Everyone knows that donuts are yummy. But you may not want to how many calories come in a Cougar Tail.
The question was implicitly raised by ESPN broadcaster Mark Jones, who, along with former Baylor quarterback Robert Griffin III, took some bites of the larger-than-life donuts on live TV.
“That’s about 300 calories right there,” Jones said after taking a bite. “I just gave back my workout.”
Jones quote tweeted the segment the next morning and wrote, “The Cougar Tail earned me an extra 20 minutes of cardio but I’ll take the hit every time.”
Jones clearly cares about his health and fitness, and donuts are not historically conducive to someone being healthy and fit. So just how many calories are in those delectable Cougar Tails?
It turns out Google doesn’t know everything. A 2012 Issue of “Y Magazine,” a BYU student publication, claims one Cougar Tail is 542 calories. That same article says one Cougar Tail is about the equivalent of four regular maple bar donuts, and one of those is anywhere between 350 and 380 calories. So the math doesn’t add up.

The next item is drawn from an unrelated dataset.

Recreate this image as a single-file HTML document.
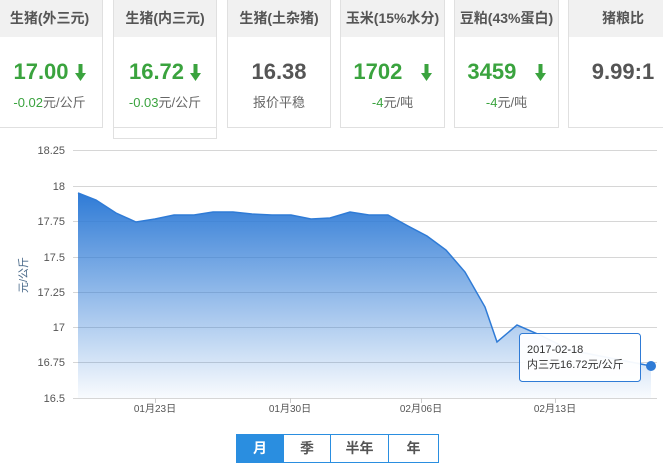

The Salt Lake Tribune asked a BYU official. Here’s the answer we got back:
“OK. Asked around and got 2,200 calories. I think that is a safe ballpark.”
Twenty. Two. Hundred.
To be fair, “Y Magazine” may have meant 542 calories per serving. Four servings of a maple bar at that number equals 2,168 calories.
That’s a lot of calories.
Jones probably didn’t eat the whole thing, so he should be just fine after 20 minutes of cardio, which can burn 300 calories if the workout is rigorous enough.